In next examles we'll use 2 dataframes:

- employees_df: Contains employee IDs, names, and departments.
- salaries_df: Contains employee IDs and their salaries.

We'll merge these DataFrames to have a complete overview of employees and their salaries.

In [6]:
# Create employees_df
employees_data = {
    'EmployeeID': [1, 2, 3, 4, 5],
    'EmployeeName': ['Ivan Ivanov', 'Maria Popova', 'Georgi Dimitrov', 'Sofia Petrova', 'Nikolay Banev']
}
employees_df = pd.DataFrame(employees_data)

employees_df

Unnamed: 0,EmployeeID,EmployeeName
0,1,Ivan Ivanov
1,2,Maria Popova
2,3,Georgi Dimitrov
3,4,Sofia Petrova
4,5,Nikolay Banev


In [7]:
# Create salaries_df.
# Note missing data for EmployeeID 2 and 5, and data for EmployeeID 6 which is not in employees_df
salaries_data = {
    'EmployeeID': [1, 3, 4, 6],
    'Salary': [3000, 2900, 3200, 10000]
}
salaries_df = pd.DataFrame(salaries_data)

salaries_df

Unnamed: 0,EmployeeID,Salary
0,1,3000
1,3,2900
2,4,3200
3,6,10000


#### <a id='toc1_4_1_1_'></a>[Inner join merge:](#toc0_)

We will merge employee and salary information on the 'EmployeeID' column.

The how='inner' parameter means the merge will include only rows with matching EmployeeID values in both DataFrames, ensuring that we get a DataFrame where every row includes both employee details and salary information.

In [8]:
merged_df = pd.merge(employees_df, salaries_df, on='EmployeeID', how='inner')
merged_df

Unnamed: 0,EmployeeID,EmployeeName,Salary
0,1,Ivan Ivanov,3000
1,3,Georgi Dimitrov,2900
2,4,Sofia Petrova,3200


#### <a id='toc1_4_1_2_'></a>[Left Join merge](#toc0_)

We can perform a left join to merge employees_df with salaries_df, ensuring all employees are included regardless of whether their salary data is present.
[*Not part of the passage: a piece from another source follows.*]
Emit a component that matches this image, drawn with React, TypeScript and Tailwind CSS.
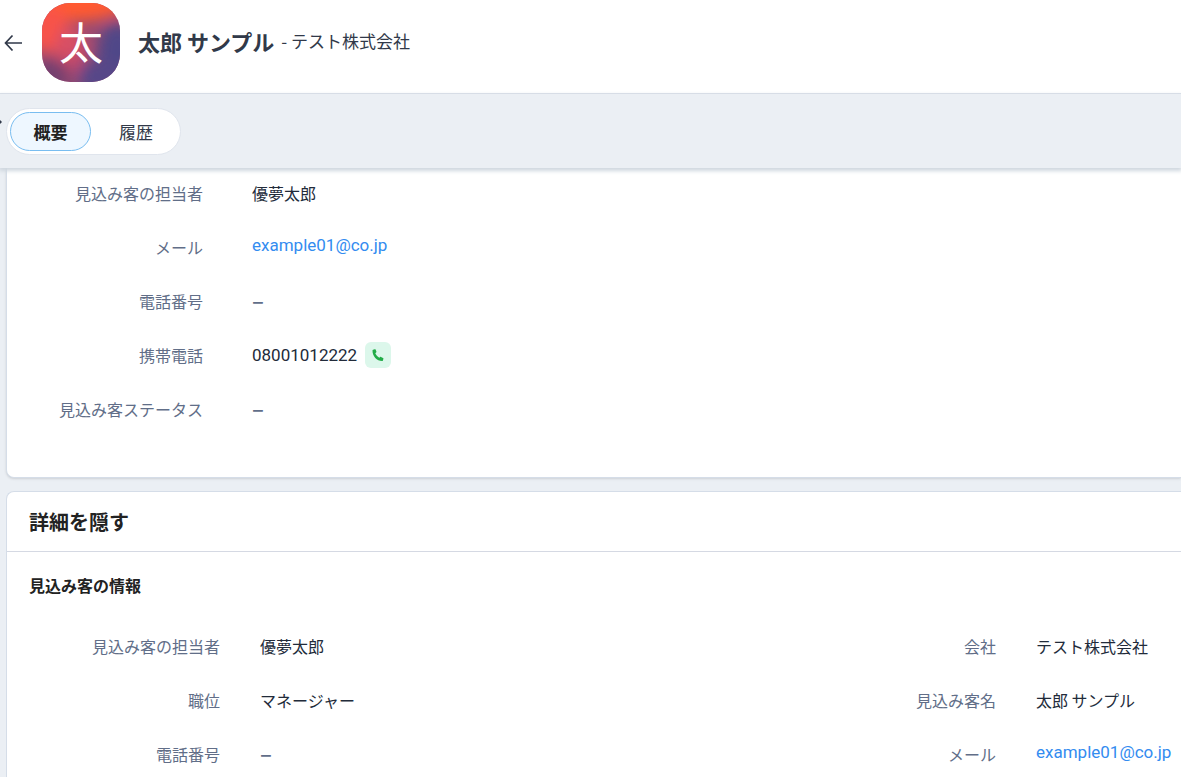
import { ReactNode, useState } from 'react';

interface FieldProps {
  label: string;
  children?: ReactNode;
}

type TabId = 'overview' | 'timeline';

const tabs: { id: TabId; label: string }[] = [
  { id: 'overview', label: '概要' },
  { id: 'timeline', label: '履歴' },
];

const EmailLink = ({ email }: { email: string }) => (
  <a
    href={`mailto:${email}`}
    className="pb-1 font-['Roboto','Noto_Sans_CJK_JP',sans-serif] text-[17px] leading-6 text-[#338cf0]"
  >
    {email}
  </a>
);

const EmptyValue = () => <span className="pb-1 text-[22px] leading-6 font-medium text-[#616e88]">–</span>;

const SummaryField = ({ label, children }: FieldProps) => (
  <div className="flex h-[54px] items-center gap-[49px]">
    <dt className="w-[172px] shrink-0 text-right text-[#616e88]">{label}</dt>
    <dd className="flex items-center">{children ?? <EmptyValue />}</dd>
  </div>
);

const DetailField = ({ label, children }: FieldProps) => (
  <div className="flex h-[54px] items-center gap-10">
    <dt className="w-[190px] shrink-0 text-right text-[#616e88]">{label}</dt>
    <dd className="flex items-center whitespace-nowrap">{children ?? <EmptyValue />}</dd>
  </div>
);

const Avatar = () => (
  <div className="relative flex h-[79px] w-[78px] shrink-0 items-center justify-center overflow-hidden rounded-[28px]">
    <svg viewBox="0 0 79 79" className="absolute inset-0 size-full" preserveAspectRatio="none" aria-hidden="true">
      <defs>
        <filter id="soft" x="-50%" y="-50%" width="200%" height="200%">
          <feGaussianBlur stdDeviation="7" />
        </filter>
      </defs>
      <rect width="79" height="79" fill="#984a70" />
      <g filter="url(#soft)">
        <ellipse cx="32" cy="0" rx="56" ry="18" fill="#ff5a30" />
        <ellipse cx="6" cy="26" rx="20" ry="24" fill="#f8524a" />
        <ellipse cx="28" cy="44" rx="16" ry="20" fill="#d85065" />
        <ellipse cx="34" cy="60" rx="8" ry="12" fill="#c24a6c" />
        <ellipse cx="76" cy="50" rx="19" ry="30" fill="#4f4788" />
        <ellipse cx="60" cy="74" rx="24" ry="18" fill="#564788" />
        <ellipse cx="8" cy="72" rx="20" ry="17" fill="#74406f" />
      </g>
    </svg>
    <span className="relative pb-1 text-[44px] leading-none text-white">太</span>
  </div>
);

export default function App() {
  const [activeTab, setActiveTab] = useState<TabId>('overview');

  return (
    <div className="min-h-screen overflow-x-hidden bg-[#ebeff4] font-['Noto_Sans_CJK_JP',sans-serif] text-base leading-6 text-[#222b3a]">
      <header className="flex h-[94px] items-start border-b border-[#d9dfe8] bg-white pt-[3px]">
        <button type="button" aria-label="戻る" className="mt-[30px] ml-1 w-[38px] text-[#313949]">
          <svg width="19" height="20" viewBox="0 0 19 20" fill="none" stroke="currentColor" strokeWidth="1.7">
            <path d="M18 10H1.5M8.5 2.5L1.5 10L8.5 17.5" />
          </svg>
        </button>
        <Avatar />
        <h1 className="ml-[18px] flex h-[75px] items-center gap-[7px] text-[#313949]">
          <span className="text-[22px] font-bold">太郎 サンプル</span>
          <span className="text-[17px]">- テスト株式会社</span>
        </h1>
      </header>

      <nav className="relative z-10 h-[74px] bg-[#ebeff4] pt-[14px] pl-[6px] shadow-[0_2px_4px_1px_#cfd7df]">
        <svg className="absolute top-[24px] left-0" width="2" height="8" viewBox="0 0 2 8" aria-hidden="true">
          <path d="M-3 0L1 4L-3 8" fill="none" stroke="#313949" strokeWidth="1.5" />
        </svg>
        <div role="tablist" className="inline-flex h-[47px] gap-1 rounded-full border border-[#e0e5ed] bg-white p-[3px]">
          {tabs.map((tab) => (
            <button
              key={tab.id}
              type="button"
              role="tab"
              aria-selected={activeTab === tab.id}
              onClick={() => setActiveTab(tab.id)}
              className={
                activeTab === tab.id
                  ? 'w-[81px] rounded-full border border-[#79bdf0] bg-[#eef7ff] text-[17px] font-bold text-[#222]'
                  : 'w-[82px] rounded-full text-[17px] text-[#313949]'
              }
            >
              {tab.label}
            </button>
          ))}
        </div>
      </nav>

      {/* the first card slides slightly under the tab bar */}
      <main className="-mt-[2px] pl-[6px]">
        <section className="rounded-bl-lg border-b border-l border-[#d5dde8] bg-white pb-[41px] pl-6 shadow-sm">
          <dl>
            <SummaryField label="見込み客の担当者">優夢太郎</SummaryField>
            <SummaryField label="メール">
              <EmailLink email="example01@co.jp" />
            </SummaryField>
            <SummaryField label="電話番号" />
            <SummaryField label="携帯電話">
              <span className="font-['Roboto','Noto_Sans_CJK_JP',sans-serif] text-[17px]">08001012222</span>
              <button
                type="button"
                aria-label="電話をかける"
                className="ml-2 flex size-[26px] items-center justify-center rounded-md bg-[#dcf7eb] text-[#22ac48]"
              >
                <svg width="12" height="13" viewBox="0 0 12 13" fill="currentColor">
                  <path d="M1.1.7 2.7.2c.4-.1.7.1.9.4l.8 2c.1.4 0 .7-.3.9l-.8.7c.8 1.8 2.1 3.4 4 4.5l.8-.7c.3-.2.6-.3.9-.1l2 1c.4.2.5.5.4.8l-.5 1.7c-.1.4-.4.7-.8.7C4.9 12.1.3 7.4.5 1.6c0-.4.2-.8.6-.9Z" />
                </svg>
              </button>
            </SummaryField>
            <SummaryField label="見込み客ステータス" />
          </dl>
        </section>

        <section className="mt-[13px] min-h-[300px] rounded-tl-lg border-t border-l border-[#d5dde8] bg-white">
          <h2 className="flex h-[60px] items-center border-b border-[#d5d9e3] pl-[22px] text-xl font-bold text-[#222]">
            詳細を隠す
          </h2>
          <h3 className="pt-[21px] pl-[22px] font-bold text-[#222]">見込み客の情報</h3>
          <div className="mt-[22px] grid grid-cols-[776px_1fr] pl-[23px]">
            <dl>
              <DetailField label="見込み客の担当者">優夢太郎</DetailField>
              <DetailField label="職位">マネージャー</DetailField>
              <DetailField label="電話番号" />
            </dl>
            <dl>
              <DetailField label="会社">テスト株式会社</DetailField>
              <DetailField label="見込み客名">太郎 サンプル</DetailField>
              <DetailField label="メール">
                <EmailLink email="example01@co.jp" />
              </DetailField>
            </dl>
          </div>
        </section>
      </main>
    </div>
  );
}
The Right Join workds, the same, but on right table. 

In [9]:
merged_df = pd.merge(employees_df, salaries_df, on='EmployeeID', how='left')
merged_df

Unnamed: 0,EmployeeID,EmployeeName,Salary
0,1,Ivan Ivanov,3000.0
1,2,Maria Popova,
2,3,Georgi Dimitrov,2900.0
3,4,Sofia Petrova,3200.0
4,5,Nikolay Banev,


#### <a id='toc1_4_1_3_'></a>[Outer Join merge](#toc0_)

Combines all records from both DataFrames.

In [10]:
merged_df = pd.merge(employees_df, salaries_df, on='EmployeeID', how='outer')
merged_df

Unnamed: 0,EmployeeID,EmployeeName,Salary
0,1,Ivan Ivanov,3000.0
1,2,Maria Popova,
2,3,Georgi Dimitrov,2900.0
3,4,Sofia Petrova,3200.0
4,5,Nikolay Banev,
5,6,,10000.0


### <a id='toc1_4_2_'></a>[Merge on indexes](#toc0_)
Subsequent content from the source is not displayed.